= Brian Bolter =

American journalist

Brian Bolter is an American former television news anchor and reporter, and currently a restaurateur.

==Career==
Bolter worked at KHBS-TV in Fort Smith, Arkansas, KARK-TV in Little Rock, Arkansas, KHQA-TV in Quincy, Illinois, and at WBAL-TV in Baltimore, Maryland.

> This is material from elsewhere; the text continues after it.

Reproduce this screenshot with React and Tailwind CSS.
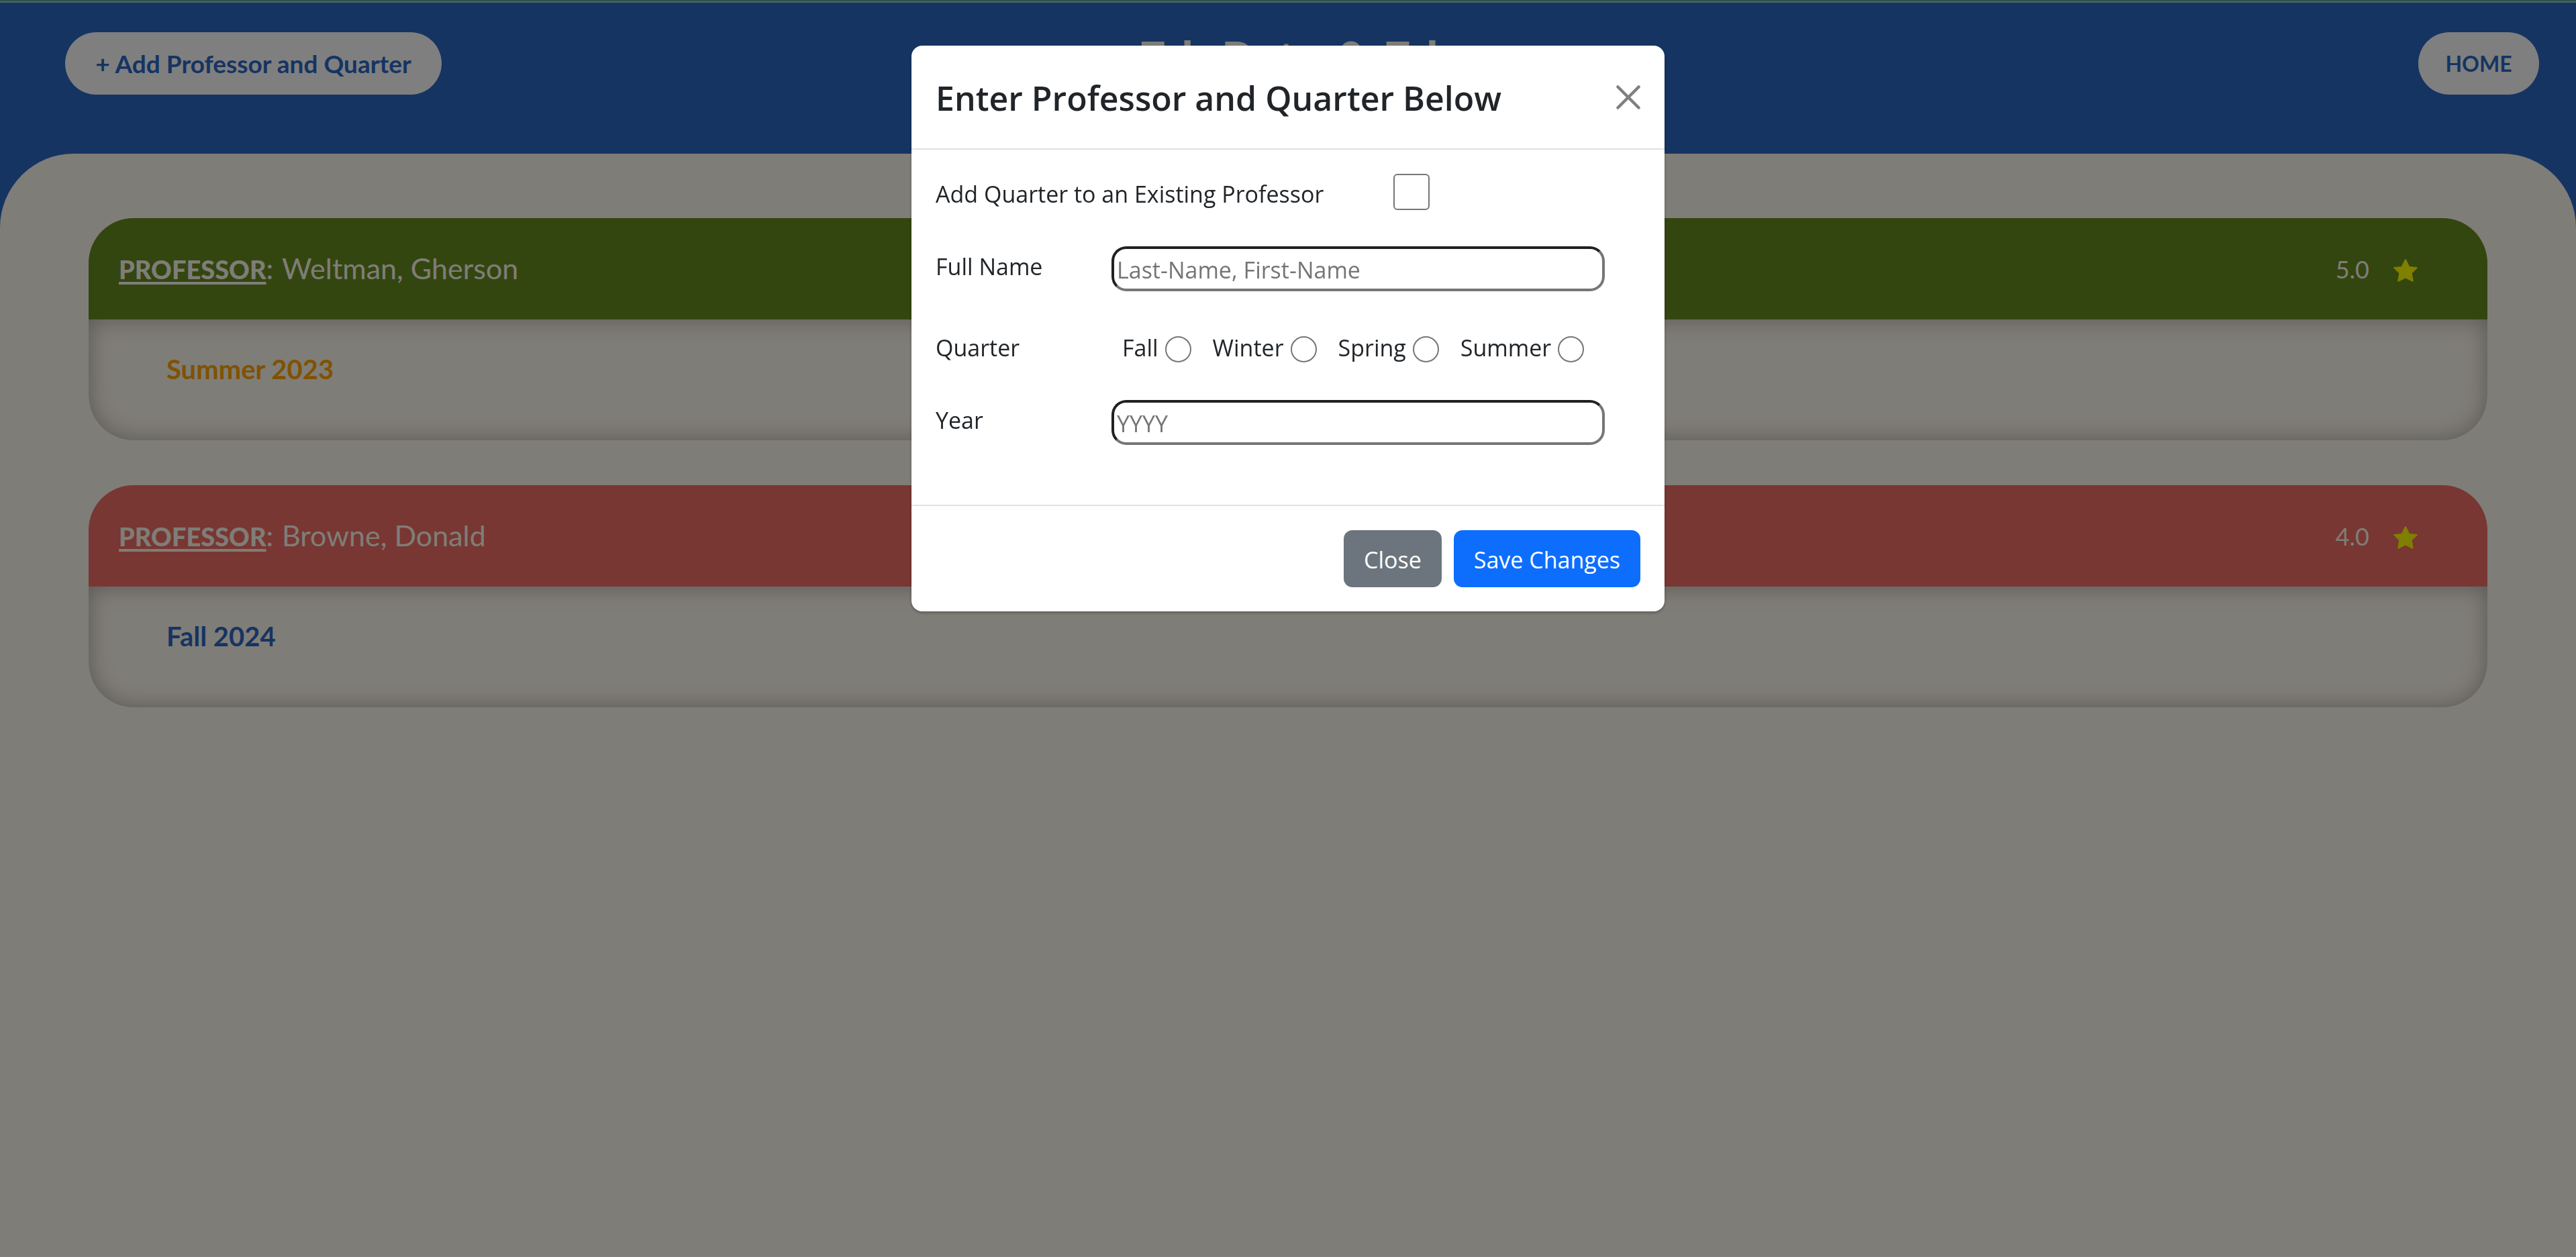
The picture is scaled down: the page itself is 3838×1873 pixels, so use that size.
const courses = [
  { name: "Weltman, Gherson", rating: "5.0", term: "Summer 2023", header: "bg-[#698c20]", text: "text-[#ffa500]" },
  { name: "Browne, Donald", rating: "4.0", term: "Fall 2024", header: "bg-[#f06e64]", text: "text-[#2d68c4]" },
];

const quarters = ["Fall", "Winter", "Spring", "Summer"];

function Star() {
  return (
    <svg viewBox="0 0 36 34" className="mt-1 h-[34px] w-9 fill-[#ffff00]" aria-hidden="true">
      <path d="M16.800 .9q1.200-1.500 2.400 0l4.800 10 11 1.100q1.500.500.300 1.700l-7.600 7.600 2 11.300q-.200 1.500-1.700 1L18 28.600 8 33.600q-1.500.500-1.700-1l2-11.300L.700 13.700q-1.200-1.200.300-1.700l11-1.100z" />
    </svg>
  );
}

function ProfessorCard({ course }) {
  return (
    <article className="overflow-hidden rounded-[67px]">
      <header className={`flex h-[151px] items-center justify-between pr-[104px] pl-[45px] text-[#fffaf0] ${course.header}`}>
        <h2 className="flex items-baseline text-[43px]">
          <span className="w-[243px]">
            <b className="text-[38px] font-black underline decoration-4 underline-offset-4">PROFESSOR</b>:
          </span>
          {course.name}
        </h2>
        <div className="flex items-center gap-9 text-[36px]">
          <span>{course.rating}</span>
          <Star />
        </div>
      </header>
      <div className="h-[180px] rounded-b-[67px] pt-12 pl-[116px] shadow-[inset_0_0_34px_rgba(0,0,0,0.3)]">
        <a href="#" className={`text-[40px] leading-[52px] font-bold ${course.text}`}>{course.term}</a>
      </div>
    </article>
  );
}

const field =
  "h-[67px] w-[735px] rounded-[22px] border-4 border-t-[#212121] border-l-[#212121] border-r-[#767676] border-b-[#767676] bg-white px-1 pt-0.5 text-[34px] placeholder:text-[#757575]";

const action = "h-[85px] rounded-[13px] px-[30px] pt-1 text-white";

function Modal() {
  return (
    <div className="fixed inset-0 flex items-start justify-center bg-black/50 pt-[68px]">
      <section
        role="dialog"
        aria-labelledby="modal-title"
        className="w-[1122px] rounded-[16px] bg-white font-['Open_Sans',sans-serif] text-[34px] text-[#212529] shadow-[0_2px_4px_rgba(0,0,0,0.3)]"
      >
        <header className="flex h-[155px] items-center justify-between border-b-2 border-[#dee2e6] px-9">
          <h1 id="modal-title" className="pt-1 text-[50px] font-semibold">Enter Professor and Quarter Below</h1>
          <button type="button" aria-label="Close dialog">
            <svg viewBox="0 0 36 36" className="size-9 stroke-[#7f7f7f]" fill="none" strokeWidth="4.500" strokeLinecap="round">
              <path d="M2.500 2.500l31 31M33.500 2.500l-31 31" />
            </svg>
          </button>
        </header>
        <form className="h-[529px] px-9 pt-9">
          <div className="flex h-[108px] items-start">
            <label htmlFor="existing" className="w-[682px] leading-[60px]">Add Quarter to an Existing Professor</label>
            <input id="existing" type="checkbox" className="size-[54px] appearance-none rounded-[6px] border-2 border-[#767676] bg-white" />
          </div>
          <div className="flex h-[121px] items-start">
            <label htmlFor="name" className="w-[262px] leading-[60px]">Full Name</label>
            <input id="name" type="text" placeholder="Last-Name, First-Name" className={field} />
          </div>
          <fieldset className="flex h-[108px] items-start gap-8">
            <legend className="float-left w-[246px] leading-[60px]">Quarter</legend>
            {quarters.map((q) => (
              <label key={q} className="flex items-center gap-[10px] leading-[60px]">
                {q}
                <input type="radio" name="quarter" className="mt-1 size-[39px] appearance-none rounded-full border-2 border-[#767676] bg-white" />
              </label>
            ))}
          </fieldset>
          <div className="flex items-start">
            <label htmlFor="year" className="w-[262px] leading-[60px]">Year</label>
            <input id="year" type="text" placeholder="YYYY" className={field} />
          </div>
        </form>
        <footer className="flex justify-end gap-[18px] border-t-2 border-[#dee2e6] p-9">
          <button type="button" className={`bg-[#6c757d] ${action}`}>Close</button>
          <button type="button" className={`bg-[#0d6efd] ${action}`}>Save Changes</button>
        </footer>
      </section>
    </div>
  );
}

export default function App() {
  return (
    <div className="min-h-screen bg-[#2d68c4] font-['Lato',sans-serif]">
      <div className="h-1 border-b-2 border-[#a2ccc0] bg-[#59a898]" />
      <header className="grid h-[225px] grid-cols-[1fr_auto_1fr] items-start pt-11 pr-[97px] pl-[97px]">
        <button type="button" className="h-[93px] w-[561px] rounded-full bg-white text-[37px] font-bold text-[#2d68c4]">
          + Add Professor and Quarter
        </button>
        <p className="text-[74px] leading-[80px] font-bold text-[#fffaf0]">EduRate &amp; Ed</p>
        <a href="#" className="-mr-[42px] flex h-[93px] w-[180px] items-center justify-center justify-self-end rounded-full bg-white text-[32px] font-bold text-[#2d68c4]">
          HOME
        </a>
      </header>
      <main className="flex min-h-[1644px] flex-col gap-[67px] rounded-t-[110px] bg-[#fffaf0] px-[132px] pt-24">
        {courses.map((c) => (
          <ProfessorCard key={c.name} course={c} />
        ))}
      </main>
      <Modal />
    </div>
  );
}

He worked as the principal anchor at WTTG-TV in Washington, DC between 1999 and 2013, co-anchoring the flagship 10pm newscast with Shawn Yancy. Bolter was the original anchor along with Tracey Neale when WTTG launched Fox 5 News at 5. He launched the Fox 5 Newsedge at 11 as a solo anchor in July 2006. In September 2007, he launched the Fox 5 Newsedge at 6 as a solo anchor. Bolter finally anchored two hours of news on The Newsedge at 6 and 11 pm and continued to co-anchor of Fox 5 News at 10. He had Lasik surgery done live during a newscast on Fox 5 News at 10.

Bolter has won two local Emmy Awards, one for the Mid-Atlantic's Best Live Reporter. He also has three regional Edward R. Murrow Awards including Best Newscast in 2007 and 2008.

In 2006, Washingtonian Magazine named Bolter one of Washington's Best Dressed. Bolter's voice also appeared, uncredited, in a mock breaking news scene in the 2006 movie The Sentinel.

In 2013, he left WTTG to help expand the restaurant owned by him and his wife Lisa, the Red Red Wine Bar in Annapolis, Maryland.